Task: Output the material beneath this task exactly, images excluded.

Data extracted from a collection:
[start]

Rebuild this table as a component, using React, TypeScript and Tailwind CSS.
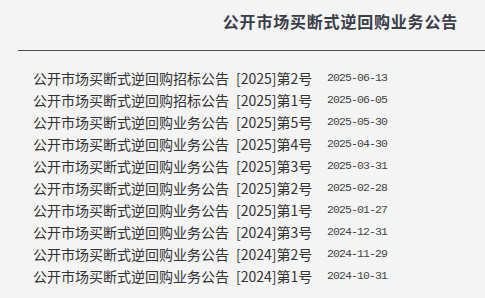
const notices = [
	{ title: '公开市场买断式逆回购招标公告', no: '[2025]第2号', date: '2025-06-13' },
	{ title: '公开市场买断式逆回购招标公告', no: '[2025]第1号', date: '2025-06-05' },
	{ title: '公开市场买断式逆回购业务公告', no: '[2025]第5号', date: '2025-05-30' },
	{ title: '公开市场买断式逆回购业务公告', no: '[2025]第4号', date: '2025-04-30' },
	{ title: '公开市场买断式逆回购业务公告', no: '[2025]第3号', date: '2025-03-31' },
	{ title: '公开市场买断式逆回购业务公告', no: '[2025]第2号', date: '2025-02-28' },
	{ title: '公开市场买断式逆回购业务公告', no: '[2025]第1号', date: '2025-01-27' },
	{ title: '公开市场买断式逆回购业务公告', no: '[2024]第3号', date: '2024-12-31' },
	{ title: '公开市场买断式逆回购业务公告', no: '[2024]第2号', date: '2024-11-29' },
	{ title: '公开市场买断式逆回购业务公告', no: '[2024]第1号', date: '2024-10-31' },
]

export default function App() {
	return (
		<div className="h-[298px] w-[485px] overflow-hidden bg-[#f4f4f5] font-['Noto_Sans_CJK_SC',sans-serif]">
			<div className="flex h-[50px] items-center justify-end pt-[1px] pr-[27px] pb-[9px]">
				<h1 className="font-bold text-[16px] text-[#3a3e48] tracking-[0.8px] leading-none">
					公开市场买断式逆回购业务公告
				</h1>
			</div>
			<div className="ml-[18px] h-px bg-[#4a4e56]" />
			<ul className="mt-[16px] pl-[33px]">
				{notices.map(item => (
					<li key={item.date} className="flex h-[22px] items-center">
						<span className="flex w-[294px] text-[14px] text-[#333] leading-none">
							<span>{item.title}</span>
							<span className="ml-[7px]">{item.no}</span>
						</span>
						<span className="font-['Liberation_Mono',monospace] text-[11.5px] text-[#444] tracking-[-0.9px] leading-none">
							{item.date}
						</span>
					</li>
				))}
			</ul>
		</div>
	)
}
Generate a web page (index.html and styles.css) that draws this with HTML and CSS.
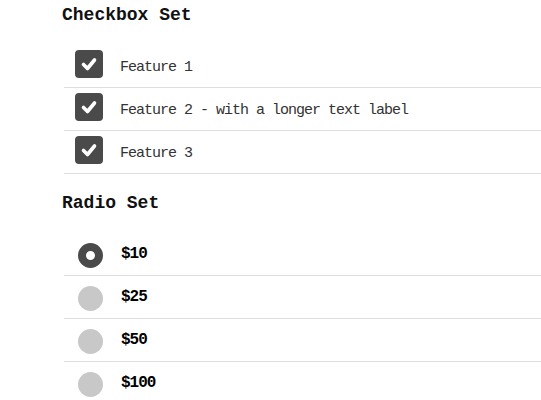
FILE: index.html
```html
<!DOCTYPE html>
<html>
<head>
<meta charset="utf-8">
<link rel="stylesheet" href="styles.css">
</head>
<body>
<div class="page">
  <h2 class="set-title">Checkbox Set</h2>
  <ul class="set">
    <li class="row">
      <span class="check"><svg viewBox="0 0 28 28" width="28" height="28"><path d="M8.5 14.5 L12.5 18.5 L19.5 10" fill="none" stroke="#fff" stroke-width="3.6" stroke-linecap="round" stroke-linejoin="round"/></svg></span>
      <span class="label">Feature 1</span>
    </li>
    <li class="row">
      <span class="check"><svg viewBox="0 0 28 28" width="28" height="28"><path d="M8.5 14.5 L12.5 18.5 L19.5 10" fill="none" stroke="#fff" stroke-width="3.6" stroke-linecap="round" stroke-linejoin="round"/></svg></span>
      <span class="label">Feature 2 - with a longer text label</span>
    </li>
    <li class="row">
      <span class="check"><svg viewBox="0 0 28 28" width="28" height="28"><path d="M8.5 14.5 L12.5 18.5 L19.5 10" fill="none" stroke="#fff" stroke-width="3.6" stroke-linecap="round" stroke-linejoin="round"/></svg></span>
      <span class="label">Feature 3</span>
    </li>
  </ul>
  <h2 class="set-title radio-title">Radio Set</h2>
  <ul class="set">
    <li class="row radio-row">
      <span class="radio on"></span>
      <span class="label price">$10</span>
    </li>
    <li class="row radio-row">
      <span class="radio"></span>
      <span class="label price">$25</span>
    </li>
    <li class="row radio-row">
      <span class="radio"></span>
      <span class="label price">$50</span>
    </li>
    <li class="row radio-row">
      <span class="radio"></span>
      <span class="label price">$100</span>
    </li>
  </ul>
</div>
</body>
</html>
```
FILE: styles.css
```css
html, body {
  margin: 0;
  padding: 0;
  background: #fff;
}
.page {
  padding: 4px 0 0 62px;
  font-family: "Liberation Mono", "DejaVu Sans Mono", monospace;
  color: #222;
}
.set-title {
  margin: 0;
  height: 22px;
  line-height: 22px;
  font-size: 18px;
  font-weight: bold;
  color: #111;
}
.radio-title {
  margin-top: 18px;
}
.set {
  list-style: none;
  margin: 19px 0 0 2px;
  padding: 0;
}
.row {
  display: flex;
  align-items: center;
  gap: 17px;
  height: 42px;
  padding-left: 11px;
  border-bottom: 1px solid #dedede;
}
.check {
  display: flex;
  width: 28px;
  height: 28px;
  margin-bottom: 4px;
  border-radius: 4px;
  background: #4a4a4a;
}
.label {
  padding-top: 3px;
  font-size: 15px;
  letter-spacing: -1px;
  color: #333;
}
.radio-row {
  gap: 18px;
}
.radio {
  box-sizing: border-box;
  width: 25px;
  height: 25px;
  margin: 2px 0 0 3px;
  border-radius: 50%;
  background: #c8c8c8;
}
.radio.on {
  background: #fff;
  border: 8px solid #4a4a4a;
}
.price {
  padding-top: 0;
  font-size: 16px;
  font-weight: bold;
  color: #000;
}
```
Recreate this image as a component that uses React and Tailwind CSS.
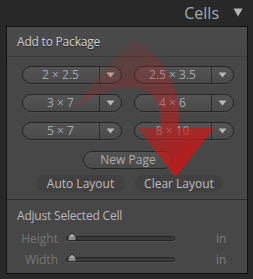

[end]

Exercise solution:
Rebuild this table as a component, using React, TypeScript and Tailwind CSS.
const notices = [
	{ title: '公开市场买断式逆回购招标公告', no: '[2025]第2号', date: '2025-06-13' },
	{ title: '公开市场买断式逆回购招标公告', no: '[2025]第1号', date: '2025-06-05' },
	{ title: '公开市场买断式逆回购业务公告', no: '[2025]第5号', date: '2025-05-30' },
	{ title: '公开市场买断式逆回购业务公告', no: '[2025]第4号', date: '2025-04-30' },
	{ title: '公开市场买断式逆回购业务公告', no: '[2025]第3号', date: '2025-03-31' },
	{ title: '公开市场买断式逆回购业务公告', no: '[2025]第2号', date: '2025-02-28' },
	{ title: '公开市场买断式逆回购业务公告', no: '[2025]第1号', date: '2025-01-27' },
	{ title: '公开市场买断式逆回购业务公告', no: '[2024]第3号', date: '2024-12-31' },
	{ title: '公开市场买断式逆回购业务公告', no: '[2024]第2号', date: '2024-11-29' },
	{ title: '公开市场买断式逆回购业务公告', no: '[2024]第1号', date: '2024-10-31' },
]

export default function App() {
	return (
		<div className="h-[298px] w-[485px] overflow-hidden bg-[#f4f4f5] font-['Noto_Sans_CJK_SC',sans-serif]">
			<div className="flex h-[50px] items-center justify-end pt-[1px] pr-[27px] pb-[9px]">
				<h1 className="font-bold text-[16px] text-[#3a3e48] tracking-[0.8px] leading-none">
					公开市场买断式逆回购业务公告
				</h1>
			</div>
			<div className="ml-[18px] h-px bg-[#4a4e56]" />
			<ul className="mt-[16px] pl-[33px]">
				{notices.map(item => (
					<li key={item.date} className="flex h-[22px] items-center">
						<span className="flex w-[294px] text-[14px] text-[#333] leading-none">
							<span>{item.title}</span>
							<span className="ml-[7px]">{item.no}</span>
						</span>
						<span className="font-['Liberation_Mono',monospace] text-[11.5px] text-[#444] tracking-[-0.9px] leading-none">
							{item.date}
						</span>
					</li>
				))}
			</ul>
		</div>
	)
}
Generate a web page (index.html and styles.css) that draws this with HTML and CSS.
FILE: index.html
```html
<!DOCTYPE html>
<html>
<head>
<meta charset="utf-8">
<link rel="stylesheet" href="styles.css">
</head>
<body>
<div class="page">
  <h2 class="set-title">Checkbox Set</h2>
  <ul class="set">
    <li class="row">
      <span class="check"><svg viewBox="0 0 28 28" width="28" height="28"><path d="M8.5 14.5 L12.5 18.5 L19.5 10" fill="none" stroke="#fff" stroke-width="3.6" stroke-linecap="round" stroke-linejoin="round"/></svg></span>
      <span class="label">Feature 1</span>
    </li>
    <li class="row">
      <span class="check"><svg viewBox="0 0 28 28" width="28" height="28"><path d="M8.5 14.5 L12.5 18.5 L19.5 10" fill="none" stroke="#fff" stroke-width="3.6" stroke-linecap="round" stroke-linejoin="round"/></svg></span>
      <span class="label">Feature 2 - with a longer text label</span>
    </li>
    <li class="row">
      <span class="check"><svg viewBox="0 0 28 28" width="28" height="28"><path d="M8.5 14.5 L12.5 18.5 L19.5 10" fill="none" stroke="#fff" stroke-width="3.6" stroke-linecap="round" stroke-linejoin="round"/></svg></span>
      <span class="label">Feature 3</span>
    </li>
  </ul>
  <h2 class="set-title radio-title">Radio Set</h2>
  <ul class="set">
    <li class="row radio-row">
      <span class="radio on"></span>
      <span class="label price">$10</span>
    </li>
    <li class="row radio-row">
      <span class="radio"></span>
      <span class="label price">$25</span>
    </li>
    <li class="row radio-row">
      <span class="radio"></span>
      <span class="label price">$50</span>
    </li>
    <li class="row radio-row">
      <span class="radio"></span>
      <span class="label price">$100</span>
    </li>
  </ul>
</div>
</body>
</html>
```
FILE: styles.css
```css
html, body {
  margin: 0;
  padding: 0;
  background: #fff;
}
.page {
  padding: 4px 0 0 62px;
  font-family: "Liberation Mono", "DejaVu Sans Mono", monospace;
  color: #222;
}
.set-title {
  margin: 0;
  height: 22px;
  line-height: 22px;
  font-size: 18px;
  font-weight: bold;
  color: #111;
}
.radio-title {
  margin-top: 18px;
}
.set {
  list-style: none;
  margin: 19px 0 0 2px;
  padding: 0;
}
.row {
  display: flex;
  align-items: center;
  gap: 17px;
  height: 42px;
  padding-left: 11px;
  border-bottom: 1px solid #dedede;
}
.check {
  display: flex;
  width: 28px;
  height: 28px;
  margin-bottom: 4px;
  border-radius: 4px;
  background: #4a4a4a;
}
.label {
  padding-top: 3px;
  font-size: 15px;
  letter-spacing: -1px;
  color: #333;
}
.radio-row {
  gap: 18px;
}
.radio {
  box-sizing: border-box;
  width: 25px;
  height: 25px;
  margin: 2px 0 0 3px;
  border-radius: 50%;
  background: #c8c8c8;
}
.radio.on {
  background: #fff;
  border: 8px solid #4a4a4a;
}
.price {
  padding-top: 0;
  font-size: 16px;
  font-weight: bold;
  color: #000;
}
```
Recreate this image as a component that uses React and Tailwind CSS.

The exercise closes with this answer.